• _Task directions_
Repeat each entry as written and leave the images out of the copy.

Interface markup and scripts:
= = =

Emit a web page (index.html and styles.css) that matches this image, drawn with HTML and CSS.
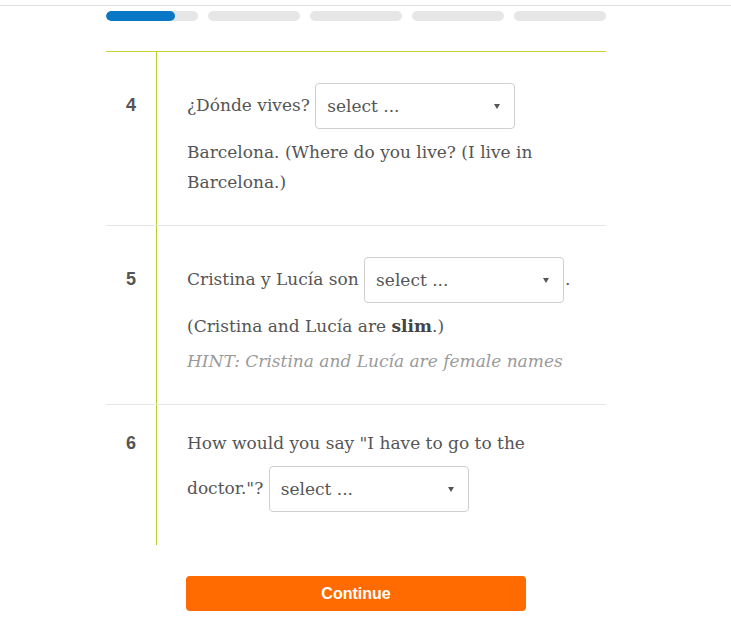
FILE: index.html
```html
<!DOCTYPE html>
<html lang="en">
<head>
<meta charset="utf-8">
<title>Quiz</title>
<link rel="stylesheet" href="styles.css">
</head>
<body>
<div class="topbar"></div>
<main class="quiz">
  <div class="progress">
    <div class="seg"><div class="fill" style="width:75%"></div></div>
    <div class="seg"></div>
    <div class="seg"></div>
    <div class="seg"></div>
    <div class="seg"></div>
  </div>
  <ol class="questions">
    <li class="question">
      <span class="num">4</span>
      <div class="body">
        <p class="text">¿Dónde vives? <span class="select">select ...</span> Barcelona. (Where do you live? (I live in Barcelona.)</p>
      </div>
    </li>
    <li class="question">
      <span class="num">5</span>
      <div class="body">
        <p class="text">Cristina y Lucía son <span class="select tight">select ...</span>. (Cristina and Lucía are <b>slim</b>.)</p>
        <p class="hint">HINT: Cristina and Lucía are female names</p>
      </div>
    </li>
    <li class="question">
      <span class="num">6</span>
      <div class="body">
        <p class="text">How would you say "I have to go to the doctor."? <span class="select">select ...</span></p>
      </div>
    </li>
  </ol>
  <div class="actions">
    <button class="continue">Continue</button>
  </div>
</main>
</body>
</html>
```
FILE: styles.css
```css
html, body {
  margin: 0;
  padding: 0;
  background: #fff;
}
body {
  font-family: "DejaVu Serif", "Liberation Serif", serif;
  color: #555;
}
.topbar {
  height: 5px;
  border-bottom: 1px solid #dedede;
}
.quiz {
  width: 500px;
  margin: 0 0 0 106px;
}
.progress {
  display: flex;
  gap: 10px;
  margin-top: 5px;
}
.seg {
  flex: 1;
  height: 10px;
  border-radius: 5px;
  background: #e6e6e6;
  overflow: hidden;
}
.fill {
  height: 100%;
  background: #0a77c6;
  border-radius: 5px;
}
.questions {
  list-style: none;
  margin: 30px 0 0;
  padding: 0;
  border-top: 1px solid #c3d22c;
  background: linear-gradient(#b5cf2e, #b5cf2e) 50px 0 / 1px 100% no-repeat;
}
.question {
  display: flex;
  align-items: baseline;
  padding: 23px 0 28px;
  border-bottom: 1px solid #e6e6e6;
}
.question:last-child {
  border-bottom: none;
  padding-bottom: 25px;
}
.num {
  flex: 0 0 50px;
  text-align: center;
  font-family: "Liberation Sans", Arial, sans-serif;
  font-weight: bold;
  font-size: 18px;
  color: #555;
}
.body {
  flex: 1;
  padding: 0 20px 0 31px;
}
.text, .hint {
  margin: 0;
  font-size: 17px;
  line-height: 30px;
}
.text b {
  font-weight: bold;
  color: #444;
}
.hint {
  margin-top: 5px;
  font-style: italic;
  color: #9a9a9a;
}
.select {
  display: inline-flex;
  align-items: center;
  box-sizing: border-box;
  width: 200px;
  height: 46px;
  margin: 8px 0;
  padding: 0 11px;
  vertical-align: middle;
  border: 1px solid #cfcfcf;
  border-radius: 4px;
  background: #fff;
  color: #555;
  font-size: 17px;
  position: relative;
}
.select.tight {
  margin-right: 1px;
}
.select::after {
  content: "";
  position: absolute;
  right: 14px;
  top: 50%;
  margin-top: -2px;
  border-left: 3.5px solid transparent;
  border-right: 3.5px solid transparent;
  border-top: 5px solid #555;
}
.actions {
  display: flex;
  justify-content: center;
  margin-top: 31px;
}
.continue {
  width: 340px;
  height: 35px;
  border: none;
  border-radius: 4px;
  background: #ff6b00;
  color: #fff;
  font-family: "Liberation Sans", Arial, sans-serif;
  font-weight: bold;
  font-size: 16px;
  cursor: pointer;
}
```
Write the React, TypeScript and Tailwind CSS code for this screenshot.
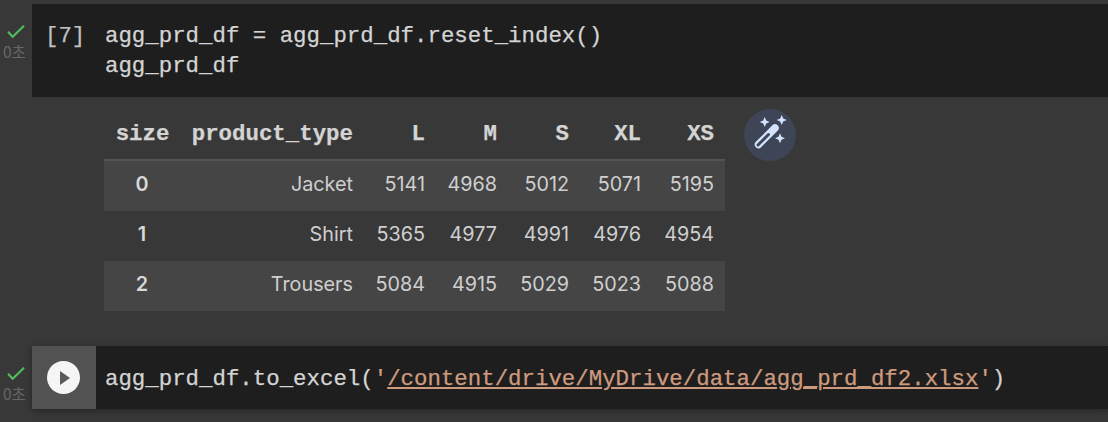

= = =

• _Response to the exercise_
Emit a web page (index.html and styles.css) that matches this image, drawn with HTML and CSS.
FILE: index.html
```html
<!DOCTYPE html>
<html lang="en">
<head>
<meta charset="utf-8">
<title>Quiz</title>
<link rel="stylesheet" href="styles.css">
</head>
<body>
<div class="topbar"></div>
<main class="quiz">
  <div class="progress">
    <div class="seg"><div class="fill" style="width:75%"></div></div>
    <div class="seg"></div>
    <div class="seg"></div>
    <div class="seg"></div>
    <div class="seg"></div>
  </div>
  <ol class="questions">
    <li class="question">
      <span class="num">4</span>
      <div class="body">
        <p class="text">¿Dónde vives? <span class="select">select ...</span> Barcelona. (Where do you live? (I live in Barcelona.)</p>
      </div>
    </li>
    <li class="question">
      <span class="num">5</span>
      <div class="body">
        <p class="text">Cristina y Lucía son <span class="select tight">select ...</span>. (Cristina and Lucía are <b>slim</b>.)</p>
        <p class="hint">HINT: Cristina and Lucía are female names</p>
      </div>
    </li>
    <li class="question">
      <span class="num">6</span>
      <div class="body">
        <p class="text">How would you say "I have to go to the doctor."? <span class="select">select ...</span></p>
      </div>
    </li>
  </ol>
  <div class="actions">
    <button class="continue">Continue</button>
  </div>
</main>
</body>
</html>
```
FILE: styles.css
```css
html, body {
  margin: 0;
  padding: 0;
  background: #fff;
}
body {
  font-family: "DejaVu Serif", "Liberation Serif", serif;
  color: #555;
}
.topbar {
  height: 5px;
  border-bottom: 1px solid #dedede;
}
.quiz {
  width: 500px;
  margin: 0 0 0 106px;
}
.progress {
  display: flex;
  gap: 10px;
  margin-top: 5px;
}
.seg {
  flex: 1;
  height: 10px;
  border-radius: 5px;
  background: #e6e6e6;
  overflow: hidden;
}
.fill {
  height: 100%;
  background: #0a77c6;
  border-radius: 5px;
}
.questions {
  list-style: none;
  margin: 30px 0 0;
  padding: 0;
  border-top: 1px solid #c3d22c;
  background: linear-gradient(#b5cf2e, #b5cf2e) 50px 0 / 1px 100% no-repeat;
}
.question {
  display: flex;
  align-items: baseline;
  padding: 23px 0 28px;
  border-bottom: 1px solid #e6e6e6;
}
.question:last-child {
  border-bottom: none;
  padding-bottom: 25px;
}
.num {
  flex: 0 0 50px;
  text-align: center;
  font-family: "Liberation Sans", Arial, sans-serif;
  font-weight: bold;
  font-size: 18px;
  color: #555;
}
.body {
  flex: 1;
  padding: 0 20px 0 31px;
}
.text, .hint {
  margin: 0;
  font-size: 17px;
  line-height: 30px;
}
.text b {
  font-weight: bold;
  color: #444;
}
.hint {
  margin-top: 5px;
  font-style: italic;
  color: #9a9a9a;
}
.select {
  display: inline-flex;
  align-items: center;
  box-sizing: border-box;
  width: 200px;
  height: 46px;
  margin: 8px 0;
  padding: 0 11px;
  vertical-align: middle;
  border: 1px solid #cfcfcf;
  border-radius: 4px;
  background: #fff;
  color: #555;
  font-size: 17px;
  position: relative;
}
.select.tight {
  margin-right: 1px;
}
.select::after {
  content: "";
  position: absolute;
  right: 14px;
  top: 50%;
  margin-top: -2px;
  border-left: 3.5px solid transparent;
  border-right: 3.5px solid transparent;
  border-top: 5px solid #555;
}
.actions {
  display: flex;
  justify-content: center;
  margin-top: 31px;
}
.continue {
  width: 340px;
  height: 35px;
  border: none;
  border-radius: 4px;
  background: #ff6b00;
  color: #fff;
  font-family: "Liberation Sans", Arial, sans-serif;
  font-weight: bold;
  font-size: 16px;
  cursor: pointer;
}
```
Write the React, TypeScript and Tailwind CSS code for this screenshot.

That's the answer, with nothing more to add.